* [SUPPLIED MATERIAL]

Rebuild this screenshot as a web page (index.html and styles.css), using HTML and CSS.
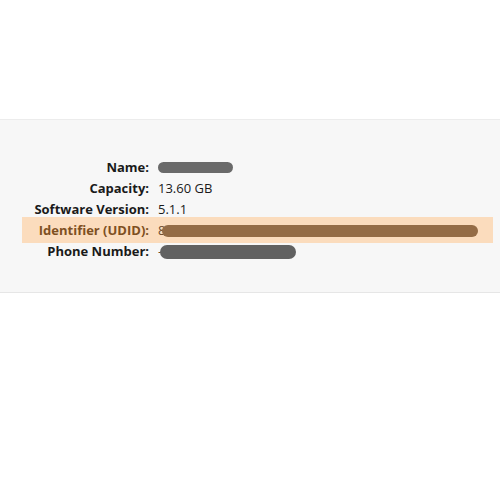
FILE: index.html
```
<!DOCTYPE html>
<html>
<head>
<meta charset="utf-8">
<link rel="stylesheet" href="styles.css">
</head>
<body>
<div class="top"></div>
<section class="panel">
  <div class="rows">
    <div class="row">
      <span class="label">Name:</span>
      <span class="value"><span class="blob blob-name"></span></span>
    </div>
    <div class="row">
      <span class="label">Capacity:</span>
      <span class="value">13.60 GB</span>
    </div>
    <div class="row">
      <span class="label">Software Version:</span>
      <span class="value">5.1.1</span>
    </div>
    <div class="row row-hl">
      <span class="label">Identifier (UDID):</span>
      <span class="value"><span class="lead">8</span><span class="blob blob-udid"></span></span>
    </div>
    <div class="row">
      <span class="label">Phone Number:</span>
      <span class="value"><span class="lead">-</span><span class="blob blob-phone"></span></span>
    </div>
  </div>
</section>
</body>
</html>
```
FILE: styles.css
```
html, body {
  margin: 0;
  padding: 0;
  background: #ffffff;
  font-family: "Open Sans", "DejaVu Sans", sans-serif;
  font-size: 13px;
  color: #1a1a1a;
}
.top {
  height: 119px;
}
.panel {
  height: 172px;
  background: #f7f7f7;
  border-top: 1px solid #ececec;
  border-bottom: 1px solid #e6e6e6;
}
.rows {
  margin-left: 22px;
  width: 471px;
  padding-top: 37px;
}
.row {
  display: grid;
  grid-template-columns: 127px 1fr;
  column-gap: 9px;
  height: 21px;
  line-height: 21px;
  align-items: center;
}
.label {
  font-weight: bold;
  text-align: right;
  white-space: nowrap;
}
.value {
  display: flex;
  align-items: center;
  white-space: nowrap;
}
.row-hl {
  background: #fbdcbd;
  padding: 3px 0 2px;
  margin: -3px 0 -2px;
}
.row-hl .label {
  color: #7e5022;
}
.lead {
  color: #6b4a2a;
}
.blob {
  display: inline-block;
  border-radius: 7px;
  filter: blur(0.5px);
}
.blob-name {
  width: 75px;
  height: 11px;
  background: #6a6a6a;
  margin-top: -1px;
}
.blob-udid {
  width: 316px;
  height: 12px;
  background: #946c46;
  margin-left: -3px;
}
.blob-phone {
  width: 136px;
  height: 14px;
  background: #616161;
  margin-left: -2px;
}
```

* [BRIEF] Copy out the data above exactly, except the pictures.

* [RESPONSE TO THIS TASK]
Rebuild this screenshot as a web page (index.html and styles.css), using HTML and CSS.
FILE: index.html
```
<!DOCTYPE html>
<html>
<head>
<meta charset="utf-8">
<link rel="stylesheet" href="styles.css">
</head>
<body>
<div class="top"></div>
<section class="panel">
  <div class="rows">
    <div class="row">
      <span class="label">Name:</span>
      <span class="value"><span class="blob blob-name"></span></span>
    </div>
    <div class="row">
      <span class="label">Capacity:</span>
      <span class="value">13.60 GB</span>
    </div>
    <div class="row">
      <span class="label">Software Version:</span>
      <span class="value">5.1.1</span>
    </div>
    <div class="row row-hl">
      <span class="label">Identifier (UDID):</span>
      <span class="value"><span class="lead">8</span><span class="blob blob-udid"></span></span>
    </div>
    <div class="row">
      <span class="label">Phone Number:</span>
      <span class="value"><span class="lead">-</span><span class="blob blob-phone"></span></span>
    </div>
  </div>
</section>
</body>
</html>
```
FILE: styles.css
```
html, body {
  margin: 0;
  padding: 0;
  background: #ffffff;
  font-family: "Open Sans", "DejaVu Sans", sans-serif;
  font-size: 13px;
  color: #1a1a1a;
}
.top {
  height: 119px;
}
.panel {
  height: 172px;
  background: #f7f7f7;
  border-top: 1px solid #ececec;
  border-bottom: 1px solid #e6e6e6;
}
.rows {
  margin-left: 22px;
  width: 471px;
  padding-top: 37px;
}
.row {
  display: grid;
  grid-template-columns: 127px 1fr;
  column-gap: 9px;
  height: 21px;
  line-height: 21px;
  align-items: center;
}
.label {
  font-weight: bold;
  text-align: right;
  white-space: nowrap;
}
.value {
  display: flex;
  align-items: center;
  white-space: nowrap;
}
.row-hl {
  background: #fbdcbd;
  padding: 3px 0 2px;
  margin: -3px 0 -2px;
}
.row-hl .label {
  color: #7e5022;
}
.lead {
  color: #6b4a2a;
}
.blob {
  display: inline-block;
  border-radius: 7px;
  filter: blur(0.5px);
}
.blob-name {
  width: 75px;
  height: 11px;
  background: #6a6a6a;
  margin-top: -1px;
}
.blob-udid {
  width: 316px;
  height: 12px;
  background: #946c46;
  margin-left: -3px;
}
.blob-phone {
  width: 136px;
  height: 14px;
  background: #616161;
  margin-left: -2px;
}
```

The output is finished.